Here, in accordance with Local Rule 56.1, the defendants filed a statement of material facts, and Rivera filed a response. Where the facts set forth by the defendants are undisputed, we cite to the defendants' statement of material facts (doc. 24) and Rivera's response thereto (doc. 29).

In addition to responding to the defendants' statement of material facts, Rivera submitted a document entitled Plaintiff's Statement of Disputed Facts.” See doc. 30. In this document, without pointing to record evidence, Rivera merely sets forth seven questions regarding the ultimate issues in this case. Id. Under our local rules, this is not a proper way to oppose the defendants' statement of material facts, and we will not consider this document further.

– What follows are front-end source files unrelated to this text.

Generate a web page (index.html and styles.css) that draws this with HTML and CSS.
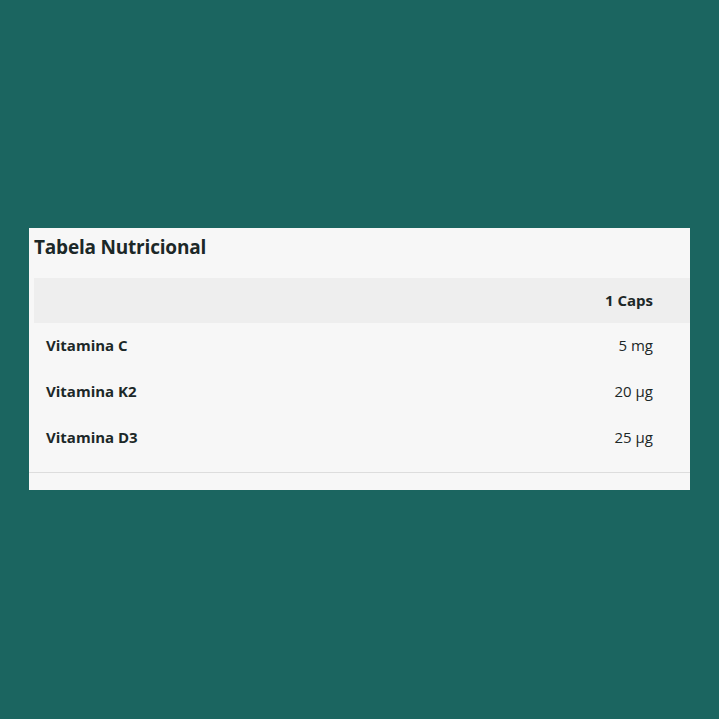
FILE: index.html
```html
<!DOCTYPE html>
<html lang="pt">
<head>
<meta charset="utf-8">
<link rel="stylesheet" href="styles.css">
</head>
<body>
<div class="page">
  <section class="card">
    <h2 class="title">Tabela Nutricional</h2>
    <table class="nutri">
      <thead>
        <tr><th class="label"></th><th class="value">1 Caps</th></tr>
      </thead>
      <tbody>
        <tr><td class="label">Vitamina C</td><td class="value">5 mg</td></tr>
        <tr><td class="label">Vitamina K2</td><td class="value">20 µg</td></tr>
        <tr><td class="label">Vitamina D3</td><td class="value">25 µg</td></tr>
      </tbody>
    </table>
    <div class="rule"></div>
  </section>
</div>
</body>
</html>
```
FILE: styles.css
```css
html, body {
  margin: 0;
  padding: 0;
  background: #1b6560;
  font-family: "Open Sans", "Noto Sans", sans-serif;
}
.page {
  width: 719px;
  height: 719px;
  display: flex;
  flex-direction: column;
  padding: 228px 29px 0 29px;
  box-sizing: border-box;
}
.card {
  background: #f7f7f7;
  padding: 6px 0 17px 0;
}
.title {
  margin: 0 0 17px 5px;
  font-size: 19px;
  line-height: 27px;
  letter-spacing: -0.2px;
  font-weight: 700;
  color: #1c2828;
}
.nutri {
  margin-left: 5px;
  width: 656px;
  border-collapse: collapse;
  font-size: 15px;
  color: #1c2828;
}
.nutri th, .nutri td {
  padding: 11px 12px 13px 12px;
  line-height: 22px;
  height: 22px;
}
.nutri thead tr {
  background: #eeeeee;
}
.nutri th {
  font-weight: 700;
  padding-top: 11px;
  padding-bottom: 12px;
}
.nutri .label {
  text-align: left;
  font-weight: 700;
}
.nutri .value {
  text-align: right;
  padding-right: 37px;
}
.nutri td.value {
  font-weight: 400;
}
.rule {
  margin-top: 11px;
  border-top: 1px solid #dddddd;
}
```
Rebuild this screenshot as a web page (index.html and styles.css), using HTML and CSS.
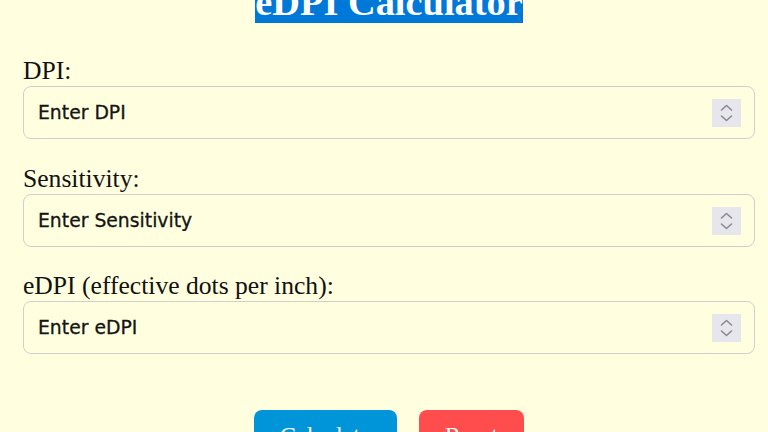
FILE: index.html
```html
<!DOCTYPE html>
<html lang="en">
<head>
<meta charset="utf-8">
<title>eDPI Calculator</title>
<link rel="stylesheet" href="styles.css">
</head>
<body>
<main class="calc">
  <h1 class="title"><span class="title-mark">eDPI Calculator</span></h1>
  <div class="group">
    <label class="label" for="dpi">DPI:</label>
    <div class="field">
      <input class="input" id="dpi" type="text" placeholder="Enter DPI">
      <span class="spin"><svg viewBox="0 0 29 28" width="29" height="28"><path d="M9.5 11 L14.5 6.5 L19.5 11 M9.5 17 L14.5 21.5 L19.5 17" fill="none" stroke="#8a8a96" stroke-width="1.6" stroke-linecap="round" stroke-linejoin="round"/></svg></span>
    </div>
  </div>
  <div class="group">
    <label class="label" for="sens">Sensitivity:</label>
    <div class="field">
      <input class="input" id="sens" type="text" placeholder="Enter Sensitivity">
      <span class="spin"><svg viewBox="0 0 29 28" width="29" height="28"><path d="M9.5 11 L14.5 6.5 L19.5 11 M9.5 17 L14.5 21.5 L19.5 17" fill="none" stroke="#8a8a96" stroke-width="1.6" stroke-linecap="round" stroke-linejoin="round"/></svg></span>
    </div>
  </div>
  <div class="group">
    <label class="label" for="edpi">eDPI (effective dots per inch):</label>
    <div class="field">
      <input class="input" id="edpi" type="text" placeholder="Enter eDPI">
      <span class="spin"><svg viewBox="0 0 29 28" width="29" height="28"><path d="M9.5 11 L14.5 6.5 L19.5 11 M9.5 17 L14.5 21.5 L19.5 17" fill="none" stroke="#8a8a96" stroke-width="1.6" stroke-linecap="round" stroke-linejoin="round"/></svg></span>
    </div>
  </div>
  <div class="actions">
    <button class="btn btn-calc" type="button">Calculate</button>
    <button class="btn btn-reset" type="button">Reset</button>
  </div>
</main>
</body>
</html>
```
FILE: styles.css
```css
html, body {
  margin: 0;
  padding: 0;
  background: #ffffe0;
  overflow: hidden;
}
body {
  font-family: "Liberation Serif", "Times New Roman", serif;
  color: #111;
}
.calc {
  margin: 0 13px 0 23px;
}
.title {
  margin: -20px 0 32px;
  text-align: center;
  font-size: 38.4px;
  font-weight: bold;
  line-height: normal;
}
.title-mark {
  background: #0078d7;
  color: #fff;
}
.group {
  margin-bottom: 24.6px;
}
.label {
  display: block;
  font-size: 25.6px;
  line-height: normal;
}
.field {
  position: relative;
}
.input {
  display: block;
  box-sizing: border-box;
  width: 100%;
  height: 53px;
  margin: 0;
  padding: 0 50px 0 14px;
  border: 1.5px solid #cfcfcf;
  border-radius: 8px;
  background: transparent;
  font-family: "DejaVu Sans", Verdana, sans-serif;
  font-size: 18.8px;
  color: #111;
  outline: none;
  -webkit-text-stroke: 0.3px #151515;
}
.input::placeholder {
  color: #151515;
  opacity: 1;
}
.spin {
  position: absolute;
  right: 14px;
  top: 13px;
  width: 29px;
  height: 28px;
  background: #e6e6ec;
  display: flex;
}
.actions {
  margin-top: 55.4px;
  display: flex;
  justify-content: center;
  gap: 22px;
}
.btn {
  font-family: "Liberation Serif", "Times New Roman", serif;
  font-size: 24px;
  line-height: normal;
  padding: 12px 26px;
  border: none;
  border-radius: 8px;
  color: #fff;
}
.btn-calc {
  background: #0095d9;
}
.btn-reset {
  background: #ff4c4c;
}
```
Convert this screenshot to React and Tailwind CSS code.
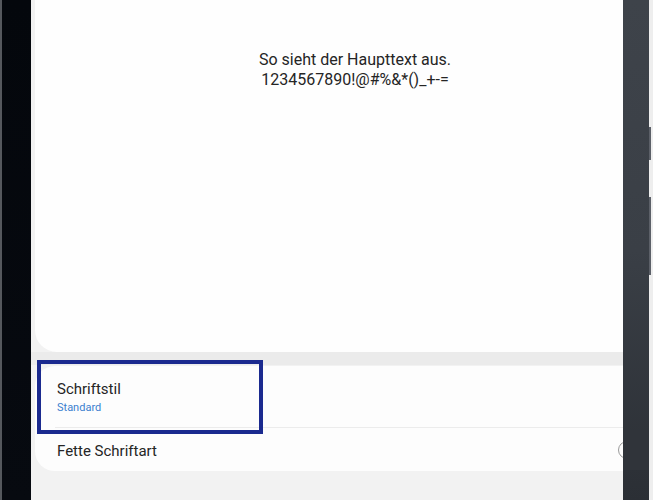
import React from 'react';

const App = () => {
  return (
    <div className="relative w-[653px] h-[500px] flex overflow-hidden bg-black" style={{ fontFamily: 'Roboto, "Noto Sans", sans-serif' }}>
      {/* Left bezel */}
      <div className="w-[31px] h-full flex shrink-0">
        <div className="w-[2px] h-full bg-[#55585d]"></div>
        <div className="flex-1 h-full bg-gradient-to-b from-[#04070c] to-[#070a10]"></div>
      </div>

      {/* Screen */}
      <div className="w-[592px] h-full shrink-0 overflow-hidden bg-[#f2f2f2]">
        <div className="w-[648px] px-[4px] flex flex-col">
          <div className="h-[352px] bg-[#fefefe] rounded-b-[22px] pt-[50px] flex flex-col items-center text-[#252525] text-[16px] leading-[20px]">
            <div>So sieht der Haupttext aus.</div>
            <div>1234567890!@#%&amp;*()_+-=</div>
          </div>
          <div className="h-[13px] bg-[#ebebeb] -mx-[4px]"></div>
          <div className="mt-[1px] h-[105px] bg-[#fdfdfd] rounded-[20px] flex flex-col">
            <div className="h-[61px] pl-[22px] pt-[14px] flex flex-col">
              <div className="text-[15px] leading-[19px] text-[#252525]">Schriftstil</div>
              <div className="text-[11px] leading-[15px] text-[#3b7fcf] mt-[1px]">Standard</div>
            </div>
            <div className="ml-[20px] h-px bg-[#ececec]"></div>
            <div className="flex-1 pl-[22px] pt-[3px] flex items-center justify-between pr-[20px]">
              <div className="text-[15px] leading-[20px] text-[#252525]">Fette Schriftart</div>
            </div>
          </div>
        </div>
      </div>

      {/* Right bezel */}
      <div className="w-[30px] h-full shrink-0 flex">
        <div className="w-[26px] h-full bg-gradient-to-b from-[#3e434a] via-[#3a3f46] to-[#2b2f35]"></div>
        <div className="w-[4px] h-full flex flex-col bg-[#eeeeee]">
          <div className="h-[127px]"></div>
          <div className="h-[33px] w-[2px] bg-[#5c6068]"></div>
          <div className="h-[37px]"></div>
          <div className="h-[78px] w-[2px] bg-[#5c6068]"></div>
        </div>
      </div>

      {/* Toggle peeking from under the bezel */}
      <div className="absolute left-[618px] top-[441px] w-[18px] h-[18px] rounded-full border-[1.5px] border-[#9a9a9a]"></div>
      <div className="absolute left-[623px] top-[430px] w-[26px] h-[40px] bg-[#30343a]"></div>

      {/* Highlight box */}
      <div className="absolute left-[37px] top-[360px] w-[226px] h-[74px] border-[4px] border-[#1b2a8f]"></div>
    </div>
  );
};

export default App;
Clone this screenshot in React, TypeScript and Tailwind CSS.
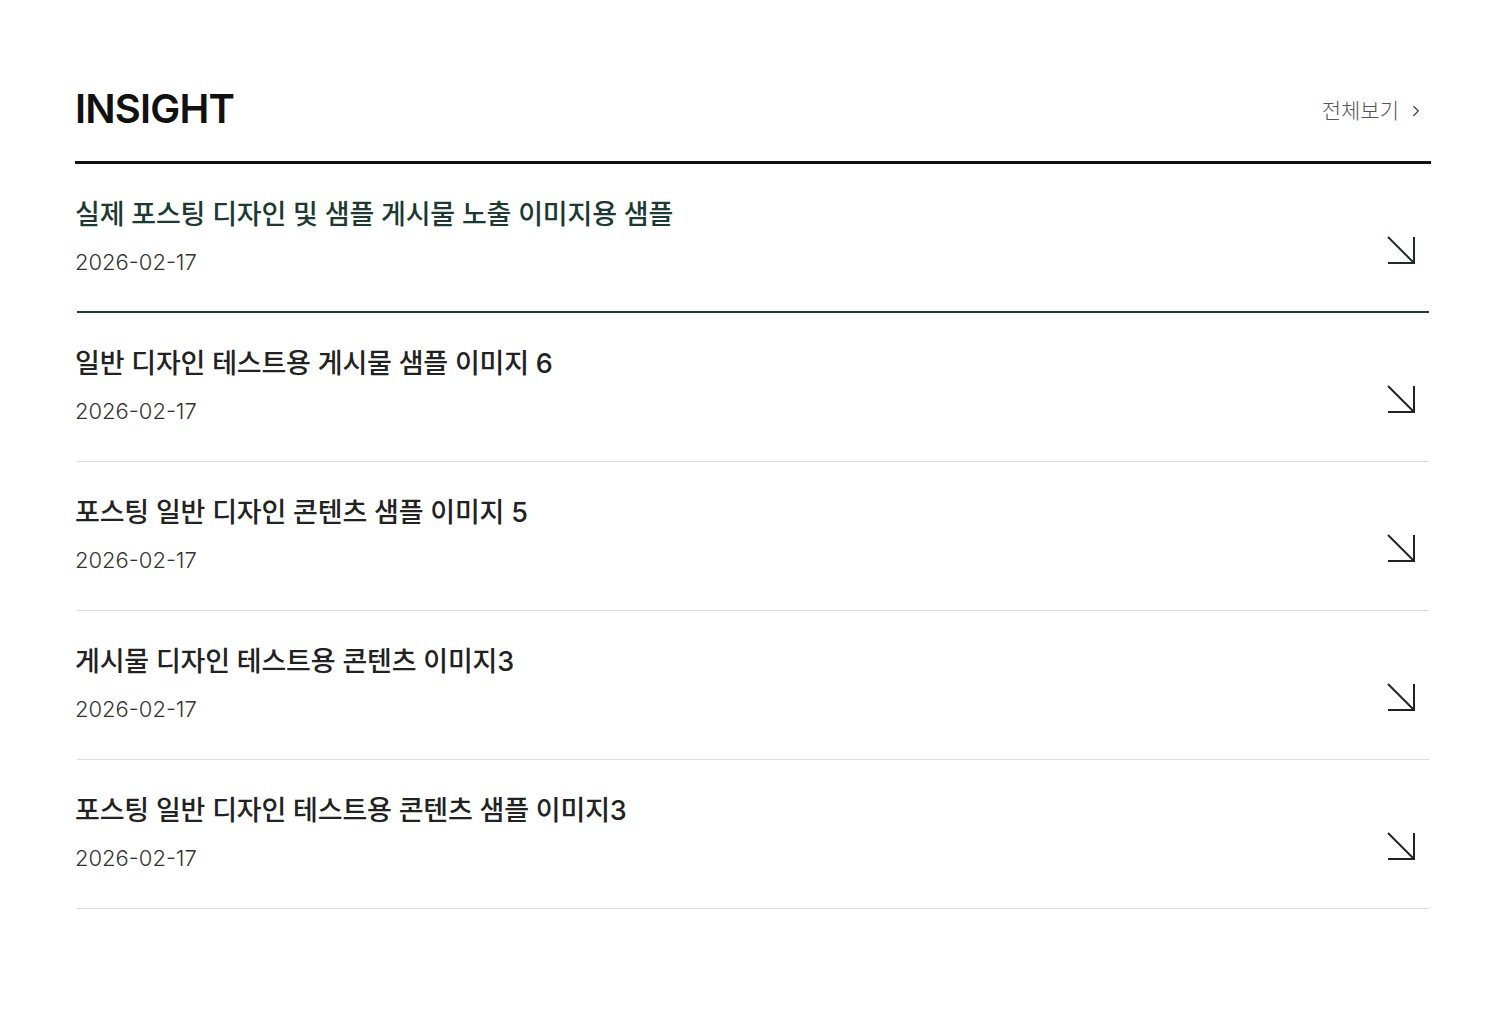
import { ChevronRight } from "lucide-react";

type Post = { title: string; date: string };

const posts: Post[] = [
  { title: "실제 포스팅 디자인 및 샘플 게시물 노출 이미지용 샘플", date: "2026-02-17" },
  { title: "일반 디자인 테스트용 게시물 샘플 이미지 6", date: "2026-02-17" },
  { title: "포스팅 일반 디자인 콘텐츠 샘플 이미지 5", date: "2026-02-17" },
  { title: "게시물 디자인 테스트용 콘텐츠 이미지3", date: "2026-02-17" },
  { title: "포스팅 일반 디자인 테스트용 콘텐츠 샘플 이미지3", date: "2026-02-17" },
];

function CornerArrow() {
  return (
    <svg width="30" height="30" viewBox="0 0 30 30" fill="none" stroke="currentColor" strokeWidth="2">
      <path d="M2 2 L28 28" />
      <path d="M28 2 V28 H2" />
    </svg>
  );
}

export default function App() {
  return (
    <div
      className="min-h-screen bg-white"
      style={{ fontFamily: "Inter, 'Noto Sans CJK KR', sans-serif" }}
    >
      <section className="ml-[75px] w-[1356px] pt-[86px]">
        {/* Header */}
        <div className="flex items-center justify-between pb-[29px]">
          <h2 className="text-[40px] font-semibold leading-[46px] tracking-[-0.8px] text-[#111]">INSIGHT</h2>
          <a className="mt-[4px] flex items-center gap-[8px] pr-[6px] text-[21px] font-light text-[#555]">
            전체보기
            <ChevronRight size={18} strokeWidth={1.75} className="text-[#444]" />
          </a>
        </div>
        <div className="h-[3px] bg-[#111]" />

        {/* List */}
        <ul>
          {posts.map((post, i) => (
            <li
              key={i}
              className={`mx-[2px] flex items-end justify-between ${
                i === 0 ? "border-b-2 border-[#1d3b33]" : "border-b border-[#dcdcdc]"
              }`}
            >
              <div className={`-ml-[2px] pt-[34px] ${i === 0 ? "pb-[36px]" : "pb-[37px]"}`}>
                <p
                  className={`text-[27px] font-medium leading-[34px] tracking-[-0.2px] ${
                    i === 0 ? "text-[#1b3a31]" : "text-[#222]"
                  }`}
                >
                  {post.title}
                </p>
                <p className="mt-[17px] text-[22px] font-light leading-[26px] text-[#333]">{post.date}</p>
              </div>
              <div className={`mr-[13px] ${i === 0 ? "mb-[46px] text-[#1d2e2a]" : "mb-[47px] text-[#222]"}`}>
                <CornerArrow />
              </div>
            </li>
          ))}
        </ul>
      </section>
    </div>
  );
}
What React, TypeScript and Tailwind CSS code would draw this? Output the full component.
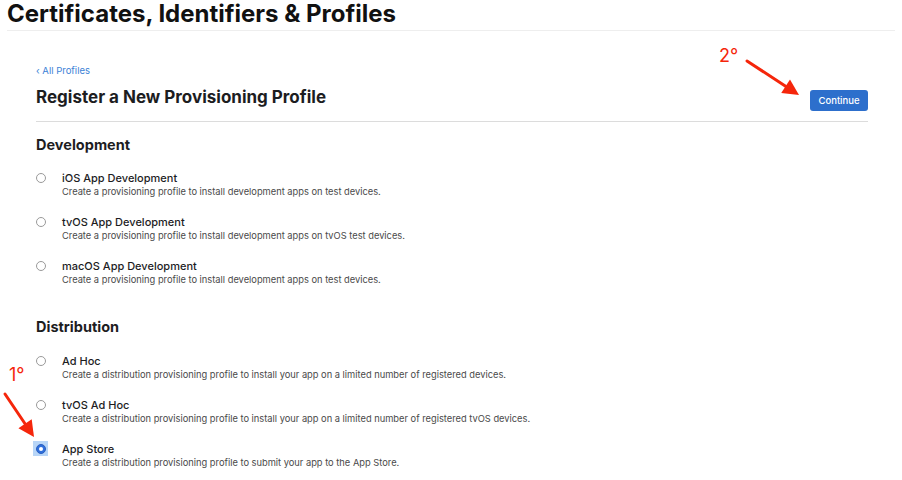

Rivera also submitted a declaration made under penalty of perjury in opposition to the motion for summary judgment. See doc. 31 at 1-7. In accordance with our duty to “construe all facts and inferences in favor of the nonmoving party[,] Peroza-Benitez v. Smith, 994 F.3d 157, 164 (3d Cir. 2021) (quoting Santini v. Fuentes, 795 F.3d 410, 419 (3d Cir. 2015)), for purposes of the pending summary judgment motion, we accept as true the facts set forth in Rivera's declaration. But Rivera's declaration also contains legal conclusions, which we do not accept as true.

Rivera also submitted a declaration made under penalty of perjury from another inmate-Gene Brown. See doc. 31 at 8-11. Brown substantially corroborates Rivera's version of the events, and in setting forth the material facts, we rely on Brown's declaration as well as Rivera's.

The following facts are the material facts for purposes of the pending summary judgment motion. The incident at issue in this case occurred on June 20, 2020, in the Restricted Housing Unit (“RHU”) of SCI Benner Township. Doc. 24¶ 1; Doc. 29 ¶ 1. At approximately 5:30 p.m.,[2] defendants Schreck and Monsell escorted Rivera to the telephone cage. Doc. 24 ¶ 2; Doc. 29 ¶ 2. The telephone cage was an open-air cage. Doc. 31 ¶ 4. It was located on the lower level of the RHU pod, and it was approximately 25-30 feet away from Rivera's cell, which was also located on the lower level. Doc. 24 ¶ 3; Doc. 29 ¶ 3. On a normal evening, Rivera would have been permitted to remain in the telephone cage for 30 minutes. Doc. 24 ¶ 6; Doc. 29 ¶ 6.

Approximately halfway through his time in the telephone cage, Rivera heard defendant Redfern request that defendant Schreck stand by cell JA2023 for observation, and he noticed that Monsell had left the pod. Doc. 24 ¶ 7; Doc. 29 ¶ 7. Recognizing that the officers were preparing to use force against the inmate in cell JA2023, Rivera immediately informed defendants Redfern and Schreck that he is asthmatic and that exposure to secondhand OC spray while in the open-air cage would trigger him to have an asthma attack. Doc. 31 at 2, ¶ 6. He requested to be returned to his cell, explaining that he would not be adversely affected by the use of OC spray if he were inside his cell. Id. Defendants Redfern and Schreck ignored his request. Id.